Ketiga prinsip ini diintegrasikan dalam Kurikulum Merdeka melalui strategi seperti pembelajaran berbasis proyek dan asesmen autentik, yang mendukung perkembangan holistik murid.
Zone of Proximal Development: Landasan Teoretis dan Aplikasi Praktis
Konsep Zone of Proximal Development (ZPD) didefinisikan sebagai “jarak antara tingkat perkembangan aktual yang ditentukan oleh pemecahan masalah mandiri dan tingkat perkembangan potensial yang dicapai melalui bimbingan orang dewasa atau kolaborasi dengan teman sebaya” (Vygotsky, 1978, dalam Shabani et al., 2010). Bayangkan ZPD sebagai jembatan antara kondisi saat ini murid dan tujuan pembelajaran mereka. Guru atau orang tua berperan dalam membangun scaffolding—struktur dukungan sementara—seperti pertanyaan pemantik atau tugas berjenjang, untuk membantu murid melintasi "sungai" tantangan tersebut. Misalnya, dalam pelajaran matematika, murid mungkin mampu menyelesaikan operasi dasar secara mandiri (kemampuan aktual), tetapi dengan bimbingan guru melalui diskusi, mereka dapat memahami aplikasi konsep tersebut dalam pemodelan masalah nyata (kemampuan potensial) (Mabry, Brooke: 2025).

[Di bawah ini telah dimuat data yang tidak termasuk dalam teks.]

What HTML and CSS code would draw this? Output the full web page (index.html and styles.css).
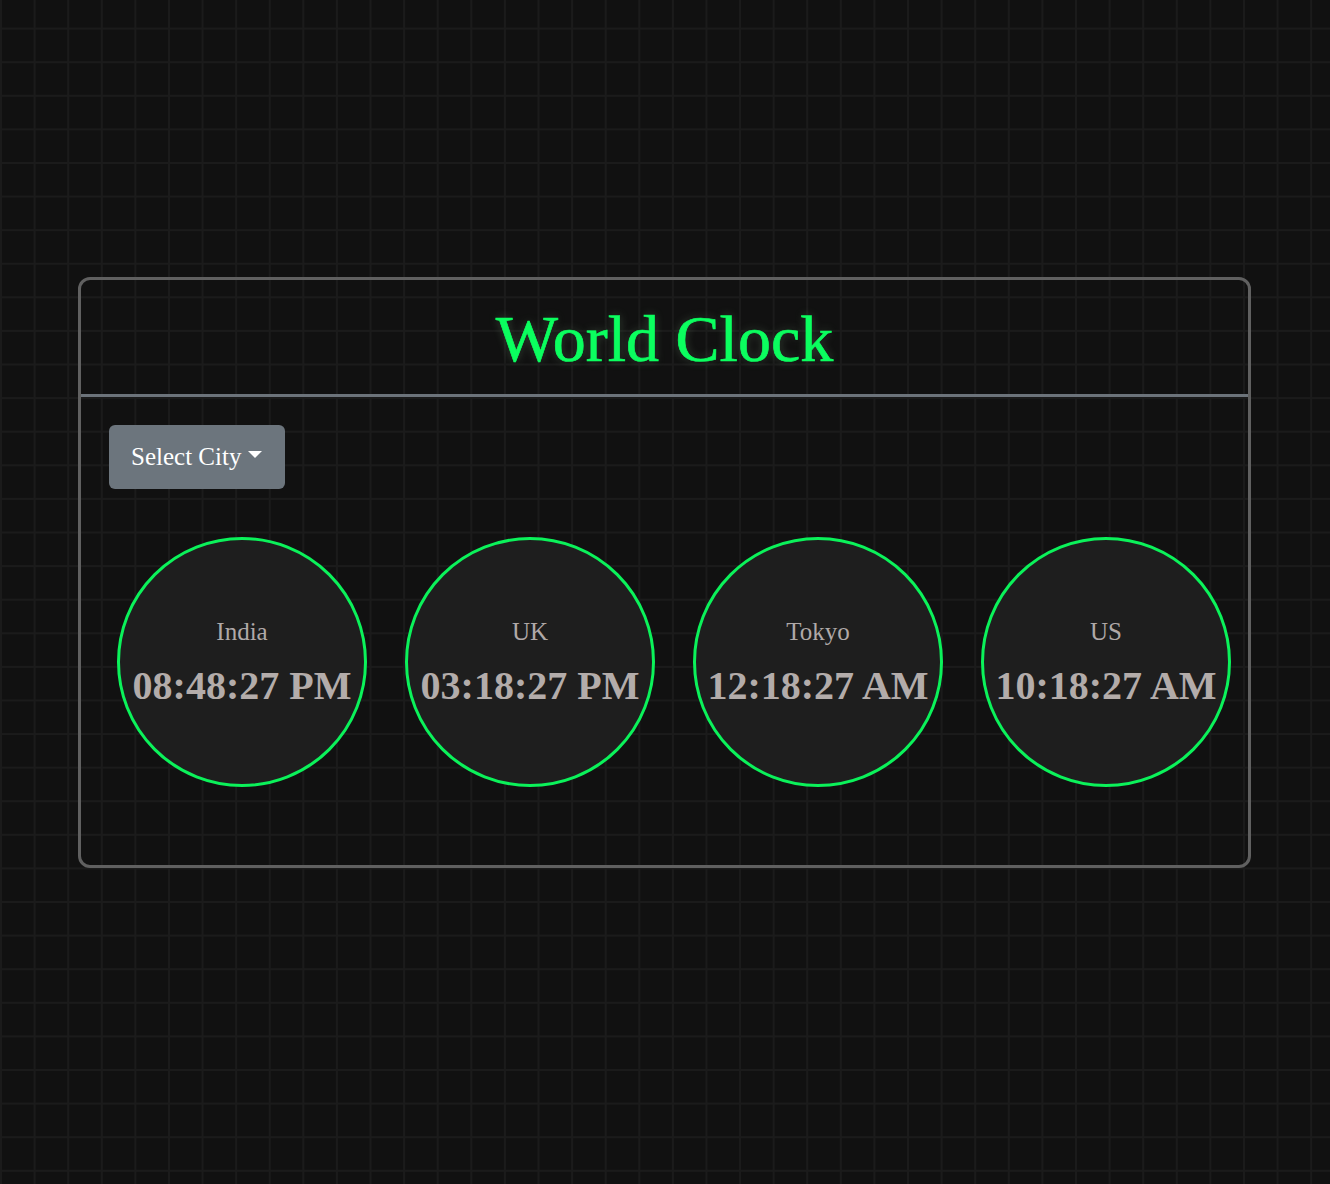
FILE: index.html
```html
<!DOCTYPE html>
<html lang="en">
<head>
<meta charset="utf-8">
<title>World Clock</title>
<link rel="stylesheet" href="styles.css">
</head>
<body>
<main class="page">
  <section class="card">
    <header class="card-header">
      <h1 class="title">World Clock</h1>
    </header>
    <div class="card-body">
      <button class="btn-select" type="button">Select City<span class="caret"></span></button>
      <div class="clocks">
        <div class="clock"><div class="city">India</div><div class="time">08:48:27 PM</div></div>
        <div class="clock"><div class="city">UK</div><div class="time">03:18:27 PM</div></div>
        <div class="clock"><div class="city">Tokyo</div><div class="time">12:18:27 AM</div></div>
        <div class="clock"><div class="city">US</div><div class="time">10:18:27 AM</div></div>
      </div>
    </div>
  </section>
</main>
</body>
</html>
```

FILE: styles.css
```css
* { box-sizing: border-box; }
html, body { margin: 0; padding: 0; }
body {
  width: 1330px;
  min-height: 1184px;
  background-color: #111111;
  background-image:
    linear-gradient(to right, #1b1b1b 2px, transparent 2px),
    linear-gradient(to bottom, #1b1b1b 2px, transparent 2px);
  background-size: 33.6px 33.6px;
  background-position: 0 -6px;
  font-family: "Liberation Serif", "Times New Roman", serif;
  color: #b3acaa;
}
.page {
  padding: 277px 79px 0 78px;
}
.card {
  border: 3px solid #606060;
  border-radius: 12px;
  height: 591px;
}
.card-header {
  border-bottom: 3px solid #6c737a;
  height: 117px;
  display: flex;
  justify-content: center;
  align-items: center;
}
.title {
  margin: 4px 0 0 0;
  font-size: 66px;
  font-weight: normal;
  color: #0bff5f;
  -webkit-text-stroke: 0.7px #0bff5f;
  text-shadow: 0 0 10px rgba(200, 255, 200, 0.25), 0 0 4px rgba(0, 0, 0, 0.6);
  letter-spacing: 0;
}
.card-body {
  padding: 28px 0 0 28px;
}
.btn-select {
  display: inline-flex;
  align-items: center;
  height: 64px;
  width: 176px;
  padding: 0 0 0 22px;
  border: none;
  border-radius: 6px;
  background: #6c757d;
  color: #ffffff;
  font-family: "Liberation Serif", "Times New Roman", serif;
  font-size: 25px;
}
.caret {
  display: inline-block;
  margin-left: 7px;
  margin-top: -6px;
  width: 0;
  height: 0;
  border-left: 7px solid transparent;
  border-right: 7px solid transparent;
  border-top: 7px solid #ffffff;
}
.clocks {
  display: flex;
  gap: 38px;
  margin-top: 48px;
  padding-left: 8px;
}
.clock {
  width: 250px;
  height: 250px;
  border-radius: 50%;
  border: 3px solid #0bf25a;
  background: #1e1e1e;
  display: flex;
  flex-direction: column;
  align-items: center;
  justify-content: center;
  padding-bottom: 0;
}
.city {
  font-size: 25px;
  color: #b0a9a8;
  line-height: 1;
}
.time {
  margin-top: 22px;
  font-size: 40px;
  font-weight: bold;
  color: #b3acaa;
  line-height: 1;
  white-space: nowrap;
}
```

Dalam konteks Pendekatan Pembelajaran Mendalam, ZPD menjadi alat untuk mengintegrasikan prinsip bermakna, menggembirakan, dan berkesadaran. Misalnya, dalam pelajaran bahasa Indonesia, seorang murid mungkin mampu menulis kalimat sederhana secara mandiri (kemampuan aktual). Dengan bimbingan guru melalui umpan balik terarah atau diskusi kelompok, murid dapat menghasilkan esai yang lebih kompleks (kemampuan potensial). Pendekatan ini selaras dengan Kurikulum Merdeka, yang mendorong pembelajaran berbasis proyek untuk mengeksplorasi potensi murid secara kontekstual.